The public could see this afternoon the warrant issued for Monday’s FBI search of Donald-Trump’s Mar-a-Lago residence in Florida. Attorney General Merrick B. Garland said in a brief speech Thursday his department would seek its release and the FBI’s redacted property receipt by Judge Bruce Reinhart, the federal magistrate in the Southern District of Florida.

Garland added that Trump’s attorney has copies of both. Trump could release them himself. Garland beat him to it.

The request is not expected to include the supporting affidavit that would include prosecutors’ probable cause to believe a crime was involved in Trump’s retention of sensitive government documents taken from the White House.

Late Thursday, however, news broke of some of what the FBI sought in its search.

The Washington Post heard from a source that requested anonymity:

Classified documents relating to nuclear weapons were among the items FBI agents sought in a search of former president Donald Trump’s Florida residence on Monday, according to people familiar with the investigation.

Experts in classified information said the unusual search underscores deep concern among government officials about the types of information they thought could be located at Trump’s Mar-a-Lago Club and potentially in danger of falling into the wrong hands.

The Post’s anonymous source did not say if any such documents were found Monday.

But what in addition to the sensitive nature of the documents might give them cause for alarm? Perhaps this from April of 2019:

A woman carrying two Republic of China passports, four cellphones, a laptop, a hard drive and a thumb drive with malware on it made her way past an initial security checkpoint at Mar-a-Lago when President Trump was in town on March 30, according to a criminal complaint filed in U.S. District Court.

The woman, identified as Yujing Zhang, said she was there to “go to the pool,” when first approached by a Secret Service agent, an affidavit said.

When the FBI searched her hotel room, they found “more than $8,000 in cash, along with an electronic device that detects hidden cameras.”

Trump declared overnight on social media that he would not oppose the release of the warrant documents. “Even though they have been drawn up by radical left Democrats and possible future political opponents,” he added.

Questions remain surrounding what the FBI found and the timing of the search, now, over 18 months after Trump left the White House for Florida.

“Relating to nuclear weapons” might include anything from mention of the U.S. and adversaries’ force posture to sensitive documents that reveal U.S. intelligence methods and sources, or signals intelligence — “intercepted electronic communications such as emails and phone calls of foreign leaders.”

Marcy Wheeler explains what more is at stake if nuclear information was present at Mar-a-Lago:

First, it makes it far more likely that Trump has violated, and can be proven to have violated, part of the Espionage Act, 18 USC 793.

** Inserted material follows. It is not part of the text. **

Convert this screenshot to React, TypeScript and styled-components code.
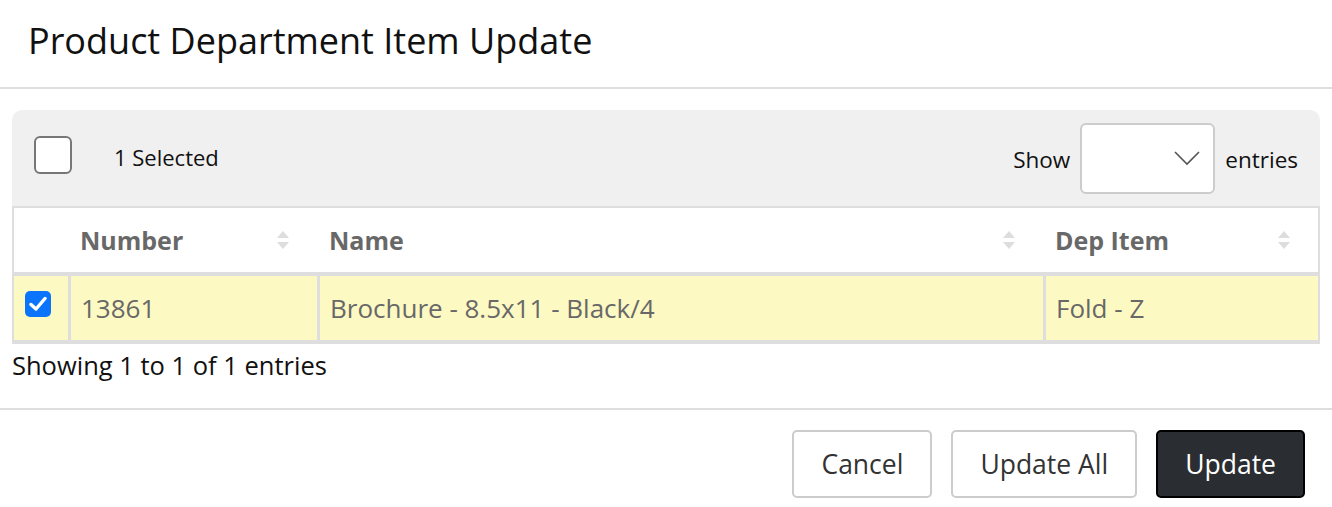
import React from "react";
import styled, { createGlobalStyle } from "styled-components";

const GlobalStyle = createGlobalStyle`
  html, body {
    margin: 0;
    padding: 0;
    background: #fff;
    font-family: "Open Sans", Lato, sans-serif;
    color: #111;
  }
  * { box-sizing: border-box; }
`;

const Modal = styled.div`
  width: 1332px;
  height: 507px;
  display: flex;
  flex-direction: column;
  background: #fff;
`;

const Header = styled.div`
  height: 89px;
  border-bottom: 2px solid #dedede;
  padding: 17px 28px 0;
  h1 {
    margin: 0;
    font-weight: 400;
    font-size: 36px;
    line-height: 48px;
    color: #111;
  }
`;

const Body = styled.div`
  padding: 21px 12px 0;
`;

const Panel = styled.div`
  width: 1308px;
  background: #f0f0f0;
  border-radius: 10px 10px 0 0;
`;

const Toolbar = styled.div`
  height: 96px;
  display: flex;
  align-items: center;
  justify-content: space-between;
  padding: 0 22px 0 22px;
`;

const SelectAll = styled.div`
  display: flex;
  align-items: center;
  gap: 42px;
  margin-top: -6px;
  span {
    font-size: 22px;
    color: #111;
    padding-top: 3px;
  }
`;

const BigBox = styled.div`
  width: 38px;
  height: 38px;
  border: 2px solid #777;
  border-radius: 6px;
  background: #fff;
`;

const Length = styled.div`
  display: flex;
  align-items: center;
  gap: 10px;
  font-size: 22.5px;
  color: #111;
  span {
    padding-top: 3px;
  }
`;

const Select = styled.div`
  width: 135px;
  height: 71px;
  background: #fff;
  border: 2px solid #ccc;
  border-radius: 6px;
  display: flex;
  align-items: center;
  justify-content: flex-end;
  padding-right: 13px;
`;

const Table = styled.div`
  border: 2px solid #dedede;
  border-bottom-width: 4px;
  background: #fff;
`;

const Row = styled.div<{ $head?: boolean }>`
  display: grid;
  grid-template-columns: 54px 249px 726px 1fr;
  height: ${(p) => (p.$head ? "68px" : "64px")};
  background: ${(p) => (p.$head ? "#fff" : "#fdf9c3")};
  border-bottom: ${(p) => (p.$head ? "4px solid #dedede" : "none")};
`;

const Cell = styled.div<{ $head?: boolean; $line?: boolean }>`
  display: flex;
  align-items: center;
  justify-content: space-between;
  padding: 0 27px 0 ${(p) => (p.$line ? "10px" : "12px")};
  font-size: ${(p) => (p.$head ? "25px" : "26px")};
  font-weight: ${(p) => (p.$head ? 700 : 400)};
  color: #686868;
  border-left: ${(p) => (p.$line ? "3px solid #dedede" : "none")};
`;

const CheckCell = styled.div`
  display: flex;
  align-items: center;
  padding: 0 0 8px 11px;
`;

const Checked = styled.div`
  width: 26px;
  height: 26px;
  border-radius: 5px;
  background: #0a75fb;
  display: flex;
  align-items: center;
  justify-content: center;
`;

const Info = styled.div`
  font-size: 25.5px;
  color: #111;
  padding: 4px 0 0;
  height: 64px;
`;

const Footer = styled.div`
  border-top: 2px solid #dedede;
  display: flex;
  justify-content: flex-end;
  gap: 19px;
  padding: 20px 27px 0 0;
`;

const Button = styled.button<{ $dark?: boolean }>`
  height: 68px;
  padding: 0 27px;
  font-family: inherit;
  font-size: 26.5px;
  border-radius: 5px;
  border: 2px solid ${(p) => (p.$dark ? "#000" : "#ccc")};
  background: ${(p) => (p.$dark ? "#2a2e32" : "#fff")};
  color: ${(p) => (p.$dark ? "#fff" : "#333")};
`;

const Sort = () => (
  <svg width="14" height="20" viewBox="0 0 14 20">
    <path d="M7 1 L13 8 H1 Z" fill="#ddd" />
    <path d="M7 19 L13 12 H1 Z" fill="#ddd" />
  </svg>
);

const Chevron = () => (
  <svg width="26" height="16" viewBox="0 0 26 16">
    <path d="M1 2 L13 14 L25 2" fill="none" stroke="#555" strokeWidth="1.6" />
  </svg>
);

const Tick = () => (
  <svg width="18" height="16" viewBox="0 0 18 16">
    <path d="M2 8.5 L7 13 L16 2.5" fill="none" stroke="#fff" strokeWidth="3.4" strokeLinecap="round" strokeLinejoin="round" />
  </svg>
);

const App = () => {
  return (
    <Modal>
      <GlobalStyle />
      <Header>
        <h1>Product Department Item Update</h1>
      </Header>
      <Body>
        <Panel>
          <Toolbar>
            <SelectAll>
              <BigBox />
              <span>1 Selected</span>
            </SelectAll>
            <Length>
              <span>Show</span>
              <Select>
                <Chevron />
              </Select>
              <span>entries</span>
            </Length>
          </Toolbar>
          <Table>
            <Row $head>
              <Cell />
              <Cell $head>
                Number <Sort />
              </Cell>
              <Cell $head>
                Name <Sort />
              </Cell>
              <Cell $head>
                Dep Item <Sort />
              </Cell>
            </Row>
            <Row>
              <CheckCell>
                <Checked>
                  <Tick />
                </Checked>
              </CheckCell>
              <Cell $line>13861</Cell>
              <Cell $line>Brochure - 8.5x11 - Black/4</Cell>
              <Cell $line>Fold - Z</Cell>
            </Row>
          </Table>
        </Panel>
        <Info>Showing 1 to 1 of 1 entries</Info>
      </Body>
      <Footer>
        <Button>Cancel</Button>
        <Button>Update All</Button>
        <Button $dark>Update</Button>
      </Footer>
    </Modal>
  );
};

export default App;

In my post describing the likely content of an affidavit justifying a search of the former President, I noted that somewhere in there, the FBI would have had to anticipate and rule out the possibility that Trump simply declassified these documents which, if Trump could prove it, would render the documents simply stolen documents covered by the Presidential Records Act.

    • Some explanation of why DOJ believes that these documents weren’t actually declassified by Trump before he stole them

But the fact that these are nuclear documents, under the Atomic Energy Act, Trump cannot declassify them by himself. They’re “restricted documents,” the one kind of document that’s true of. 

Trump already has a history of wanting to sell nuclear reactor technology to Saudi Arabia. That does not relate directly to weapons, Wheeler notes:

So for now, Trump’s past history of attempting to share nuclear technology with the Saudis for the profit of his closest advisors is just background noise: something that makes it all the more concerning he is suspected of stealing such documents. But if the FBI did not find nuclear documents they have reason to believe Trump stole, then that could change quickly.

It seems since I started writing that the nuclear weapons story has knocked the Doge of Mar-a-Lago back on his heels:

“Nuclear weapons is a hoax, just like Russia, Russia, Russia was a hoax,” Trump declared on Truth Social. The right fringes of social media did get suddenly quiet last night after the Post story broke.